At this point, it was again crystal clear to me why I was so enthusiastic about this preamp the last time. This is not merely a very good preamp for the money, it is a fantastic preamp.
The Master 1 preamp sounded great everywhere that I tried it. While it exposes the sonic nature of the rack or platform, its neutrality makes that it is not particularly fussy.
I let the Master 1 preamp run during the night and indeed the next day the effect was further reduced and the sound had become even more fluid and refined. The spikes on the S’s had now all but gone and only with certain tracks, I still felt that the hi-hats could sometimes be ever so slightly raspy.
Because I don’t recall having heard this with the previous Master 1 review sample, just to make sure that it was not an exemplary effect, upon checking with Dutch distributor Magna Hifi, Jos confirmed that this is indeed fully expected. According to him, I should expect the effect to have worn off in 1-2 weeks. Now, whether or not it actually took this long I honestly can’t say. somewhere between a couple of days and a week I was so lost in the performance that I forgot all about the treble. When I had a clear moment again and remembered what it was that I should have looked out for, I noticed that the effect had indeed vanished.
To be fair, even after prolonged use, I don’t think the Master 1 achieved the level of refinement of which the Lejonklou and CH Precision preamps were able. Just like the Jeff Rowland Corus preamp, the Lejonklou Sagatun is superbly airy and finely nuanced, and in these fields, precious few others can compete. But, much in a Rowland manner, it is also quite sweet and polished and it sounds a little filtered, a little too much so for my current taste.

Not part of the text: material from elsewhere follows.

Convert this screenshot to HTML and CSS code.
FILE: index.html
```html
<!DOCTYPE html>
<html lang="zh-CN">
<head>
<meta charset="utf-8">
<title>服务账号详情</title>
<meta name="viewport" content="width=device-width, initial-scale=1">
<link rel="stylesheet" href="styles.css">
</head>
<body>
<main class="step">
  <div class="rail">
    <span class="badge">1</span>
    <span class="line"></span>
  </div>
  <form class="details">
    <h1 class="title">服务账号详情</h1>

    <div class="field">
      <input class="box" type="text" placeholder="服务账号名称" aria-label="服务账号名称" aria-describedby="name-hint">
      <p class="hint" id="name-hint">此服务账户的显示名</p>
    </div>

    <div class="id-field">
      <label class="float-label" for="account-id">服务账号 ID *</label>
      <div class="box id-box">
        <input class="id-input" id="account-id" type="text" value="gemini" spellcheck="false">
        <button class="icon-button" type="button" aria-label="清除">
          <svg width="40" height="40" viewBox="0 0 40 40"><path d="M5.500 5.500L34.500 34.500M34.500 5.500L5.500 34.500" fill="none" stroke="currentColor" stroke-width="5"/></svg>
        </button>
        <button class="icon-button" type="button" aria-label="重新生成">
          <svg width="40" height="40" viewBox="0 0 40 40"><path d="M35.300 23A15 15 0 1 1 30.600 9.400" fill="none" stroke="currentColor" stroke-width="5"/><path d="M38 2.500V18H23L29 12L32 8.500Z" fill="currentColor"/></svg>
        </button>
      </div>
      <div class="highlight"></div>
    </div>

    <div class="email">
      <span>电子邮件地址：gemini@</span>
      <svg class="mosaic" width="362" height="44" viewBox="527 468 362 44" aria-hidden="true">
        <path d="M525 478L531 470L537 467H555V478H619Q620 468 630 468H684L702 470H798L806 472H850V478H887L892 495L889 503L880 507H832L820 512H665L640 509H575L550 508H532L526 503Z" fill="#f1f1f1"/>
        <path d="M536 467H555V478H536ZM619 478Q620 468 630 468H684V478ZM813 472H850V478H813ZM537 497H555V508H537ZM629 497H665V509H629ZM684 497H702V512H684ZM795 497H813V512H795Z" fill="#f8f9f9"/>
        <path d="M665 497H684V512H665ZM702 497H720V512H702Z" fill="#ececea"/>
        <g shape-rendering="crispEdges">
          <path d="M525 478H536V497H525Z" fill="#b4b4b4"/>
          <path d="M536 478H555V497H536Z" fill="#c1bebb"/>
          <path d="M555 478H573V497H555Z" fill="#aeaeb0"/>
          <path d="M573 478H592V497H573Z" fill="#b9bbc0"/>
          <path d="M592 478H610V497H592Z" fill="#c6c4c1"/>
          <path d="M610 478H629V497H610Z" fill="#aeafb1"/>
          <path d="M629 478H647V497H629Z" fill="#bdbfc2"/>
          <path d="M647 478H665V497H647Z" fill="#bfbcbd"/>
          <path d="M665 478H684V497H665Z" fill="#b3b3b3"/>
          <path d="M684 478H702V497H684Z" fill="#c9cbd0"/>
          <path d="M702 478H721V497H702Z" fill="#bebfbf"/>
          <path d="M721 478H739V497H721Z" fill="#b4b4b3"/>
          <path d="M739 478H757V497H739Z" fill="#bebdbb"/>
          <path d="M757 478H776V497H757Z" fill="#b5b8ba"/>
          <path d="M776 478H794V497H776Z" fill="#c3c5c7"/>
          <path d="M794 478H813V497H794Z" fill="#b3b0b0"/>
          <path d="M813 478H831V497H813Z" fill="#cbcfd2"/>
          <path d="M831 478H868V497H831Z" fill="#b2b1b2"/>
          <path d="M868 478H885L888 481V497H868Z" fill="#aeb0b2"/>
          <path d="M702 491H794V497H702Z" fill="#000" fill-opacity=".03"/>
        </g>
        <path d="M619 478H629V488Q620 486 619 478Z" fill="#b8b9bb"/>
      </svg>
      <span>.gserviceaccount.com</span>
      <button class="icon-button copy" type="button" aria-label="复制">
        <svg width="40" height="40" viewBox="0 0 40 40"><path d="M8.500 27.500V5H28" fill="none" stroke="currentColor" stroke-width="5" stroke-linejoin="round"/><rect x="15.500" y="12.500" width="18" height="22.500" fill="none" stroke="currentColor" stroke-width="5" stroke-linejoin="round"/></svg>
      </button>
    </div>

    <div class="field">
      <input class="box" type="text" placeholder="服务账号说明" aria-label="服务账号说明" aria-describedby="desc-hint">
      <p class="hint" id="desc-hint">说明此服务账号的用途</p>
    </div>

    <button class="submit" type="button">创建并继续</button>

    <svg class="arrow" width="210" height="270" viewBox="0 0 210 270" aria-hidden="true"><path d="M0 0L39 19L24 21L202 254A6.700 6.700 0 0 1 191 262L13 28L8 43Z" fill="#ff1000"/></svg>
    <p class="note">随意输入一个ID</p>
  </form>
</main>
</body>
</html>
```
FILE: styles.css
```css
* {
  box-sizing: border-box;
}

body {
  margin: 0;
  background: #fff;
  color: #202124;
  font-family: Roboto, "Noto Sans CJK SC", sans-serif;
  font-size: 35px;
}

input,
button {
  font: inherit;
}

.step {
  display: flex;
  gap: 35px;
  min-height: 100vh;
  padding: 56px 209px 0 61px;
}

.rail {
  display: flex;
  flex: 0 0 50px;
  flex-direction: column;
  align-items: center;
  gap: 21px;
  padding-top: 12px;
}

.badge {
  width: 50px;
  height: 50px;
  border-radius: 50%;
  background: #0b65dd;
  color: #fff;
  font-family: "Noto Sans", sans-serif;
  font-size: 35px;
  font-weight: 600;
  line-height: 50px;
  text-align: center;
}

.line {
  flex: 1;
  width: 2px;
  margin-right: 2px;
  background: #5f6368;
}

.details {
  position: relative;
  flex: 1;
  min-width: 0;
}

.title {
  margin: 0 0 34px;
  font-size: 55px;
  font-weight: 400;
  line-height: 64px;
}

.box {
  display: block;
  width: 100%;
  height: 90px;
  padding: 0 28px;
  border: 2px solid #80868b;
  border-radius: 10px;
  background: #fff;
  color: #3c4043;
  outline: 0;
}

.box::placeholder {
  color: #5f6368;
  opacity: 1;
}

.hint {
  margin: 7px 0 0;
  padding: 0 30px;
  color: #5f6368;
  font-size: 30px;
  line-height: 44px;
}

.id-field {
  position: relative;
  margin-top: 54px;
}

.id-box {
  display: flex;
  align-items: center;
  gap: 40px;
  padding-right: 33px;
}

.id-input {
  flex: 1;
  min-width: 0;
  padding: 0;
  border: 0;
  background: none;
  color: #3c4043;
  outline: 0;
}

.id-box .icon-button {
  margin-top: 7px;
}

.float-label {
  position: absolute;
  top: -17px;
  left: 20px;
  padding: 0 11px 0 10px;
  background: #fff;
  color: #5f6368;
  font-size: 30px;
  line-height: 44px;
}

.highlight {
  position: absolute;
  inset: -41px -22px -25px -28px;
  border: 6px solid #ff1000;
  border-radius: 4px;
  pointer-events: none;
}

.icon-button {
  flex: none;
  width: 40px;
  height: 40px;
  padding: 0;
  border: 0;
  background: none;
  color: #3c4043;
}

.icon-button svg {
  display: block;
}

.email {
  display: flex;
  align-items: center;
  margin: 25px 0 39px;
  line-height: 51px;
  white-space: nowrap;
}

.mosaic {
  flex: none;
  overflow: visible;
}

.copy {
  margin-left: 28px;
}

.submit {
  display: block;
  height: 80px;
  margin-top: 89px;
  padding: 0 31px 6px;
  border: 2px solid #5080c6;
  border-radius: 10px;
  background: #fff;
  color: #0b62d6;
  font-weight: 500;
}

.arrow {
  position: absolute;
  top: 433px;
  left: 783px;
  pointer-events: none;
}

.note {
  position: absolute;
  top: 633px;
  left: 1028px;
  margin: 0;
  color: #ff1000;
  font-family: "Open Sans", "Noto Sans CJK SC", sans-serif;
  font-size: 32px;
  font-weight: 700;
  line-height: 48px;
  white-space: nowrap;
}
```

The Master 1 has a directness and convincing purity that neither the Lejonklou nor the Rowland have. And the CH L1? Well, at its stratospheric cost, can you blame it for outperforming the humble Master 1 in certain aspects? Yes, certain aspects, because there are two areas in which I prefer it over the costly Swiss preamp. First, it has more potent bass with more substance and drive, and second, it has an energetic purity and directness that makes the L1 sound slightly lean and slightly filtered.
While the Master 1 power amp seemed to have no real preference for interlinks, the Master 2H mono power amps sounded best to me when connected with the Vermouth Reference XLR interlinks.